Transcribe all of the material exactly. Any picture in it should be left out.
----
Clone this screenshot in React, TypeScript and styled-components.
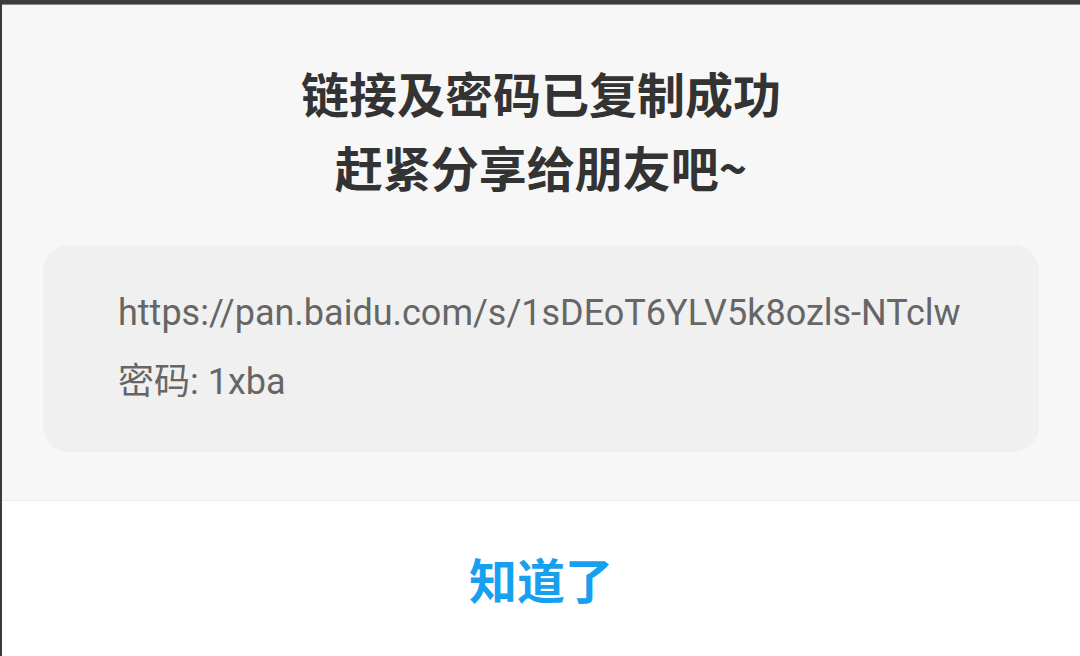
import * as React from "react";
import styled, { createGlobalStyle } from "styled-components";

const GlobalStyle = createGlobalStyle`
  html, body {
    margin: 0;
    padding: 0;
    background: #ffffff;
  }
  * {
    box-sizing: border-box;
  }
`;

const Screen = styled.div`
  width: 1080px;
  height: 656px;
  display: flex;
  flex-direction: column;
  background: #ffffff;
  border-left: 2px solid #3a3a3a;
  overflow: hidden;
  font-family: Roboto, "Noto Sans CJK SC", sans-serif;
`;

const TopBar = styled.div`
  height: 5px;
  flex: none;
  background: #3d3d3d;
  border-bottom: 1px solid #8a8a8a;
`;

const Body = styled.div`
  flex: none;
  height: 496px;
  background: #f7f7f7;
  border-bottom: 1px solid #ececec;
  display: flex;
  flex-direction: column;
  align-items: center;
  padding: 50px 41px 0 41px;
`;

const Title = styled.h2`
  margin: 0;
  font-family: "Noto Sans CJK SC", sans-serif;
  font-weight: 700;
  font-size: 48px;
  line-height: 74px;
  color: #333333;
  text-align: center;
`;

const LinkCard = styled.div`
  align-self: stretch;
  margin-top: 42px;
  height: 207px;
  background: #f0f0f0;
  border-radius: 26px;
  padding: 34px 0 0 75px;
  display: flex;
  flex-direction: column;
`;

const LinkLine = styled.div`
  font-family: Roboto, "Noto Sans CJK SC", sans-serif;
  font-size: 36px;
  line-height: 69px;
  color: #666666;
  white-space: nowrap;
`;

const Footer = styled.div`
  flex: 1;
  display: flex;
  align-items: center;
  justify-content: center;
`;

const OkButton = styled.button`
  border: none;
  background: none;
  padding: 0;
  cursor: pointer;
  font-family: "Noto Sans CJK SC", sans-serif;
  font-weight: 700;
  font-size: 48px;
  line-height: 60px;
  color: #18a0f0;
  margin-bottom: 2px;
`;

export default function App() {
  return (
    <>
      <GlobalStyle />
      <Screen>
        <TopBar />
        <Body>
          <Title>
            链接及密码已复制成功
            <br />
            赶紧分享给朋友吧~
          </Title>
          <LinkCard>
            <LinkLine>https://pan.baidu.com/s/1sDEoT6YLV5k8ozls-NTclw</LinkLine>
            <LinkLine>密码: 1xba</LinkLine>
          </LinkCard>
        </Body>
        <Footer>
          <OkButton>知道了</OkButton>
        </Footer>
      </Screen>
    </>
  );
}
----
* _Answer for the task_:
Clone this screenshot in React, TypeScript and styled-components.
import * as React from "react";
import styled, { createGlobalStyle } from "styled-components";

const GlobalStyle = createGlobalStyle`
  html, body {
    margin: 0;
    padding: 0;
    background: #ffffff;
  }
  * {
    box-sizing: border-box;
  }
`;

const Screen = styled.div`
  width: 1080px;
  height: 656px;
  display: flex;
  flex-direction: column;
  background: #ffffff;
  border-left: 2px solid #3a3a3a;
  overflow: hidden;
  font-family: Roboto, "Noto Sans CJK SC", sans-serif;
`;

const TopBar = styled.div`
  height: 5px;
  flex: none;
  background: #3d3d3d;
  border-bottom: 1px solid #8a8a8a;
`;

const Body = styled.div`
  flex: none;
  height: 496px;
  background: #f7f7f7;
  border-bottom: 1px solid #ececec;
  display: flex;
  flex-direction: column;
  align-items: center;
  padding: 50px 41px 0 41px;
`;

const Title = styled.h2`
  margin: 0;
  font-family: "Noto Sans CJK SC", sans-serif;
  font-weight: 700;
  font-size: 48px;
  line-height: 74px;
  color: #333333;
  text-align: center;
`;

const LinkCard = styled.div`
  align-self: stretch;
  margin-top: 42px;
  height: 207px;
  background: #f0f0f0;
  border-radius: 26px;
  padding: 34px 0 0 75px;
  display: flex;
  flex-direction: column;
`;

const LinkLine = styled.div`
  font-family: Roboto, "Noto Sans CJK SC", sans-serif;
  font-size: 36px;
  line-height: 69px;
  color: #666666;
  white-space: nowrap;
`;

const Footer = styled.div`
  flex: 1;
  display: flex;
  align-items: center;
  justify-content: center;
`;

const OkButton = styled.button`
  border: none;
  background: none;
  padding: 0;
  cursor: pointer;
  font-family: "Noto Sans CJK SC", sans-serif;
  font-weight: 700;
  font-size: 48px;
  line-height: 60px;
  color: #18a0f0;
  margin-bottom: 2px;
`;

export default function App() {
  return (
    <>
      <GlobalStyle />
      <Screen>
        <TopBar />
        <Body>
          <Title>
            链接及密码已复制成功
            <br />
            赶紧分享给朋友吧~
          </Title>
          <LinkCard>
            <LinkLine>https://pan.baidu.com/s/1sDEoT6YLV5k8ozls-NTclw</LinkLine>
            <LinkLine>密码: 1xba</LinkLine>
          </LinkCard>
        </Body>
        <Footer>
          <OkButton>知道了</OkButton>
        </Footer>
      </Screen>
    </>
  );
}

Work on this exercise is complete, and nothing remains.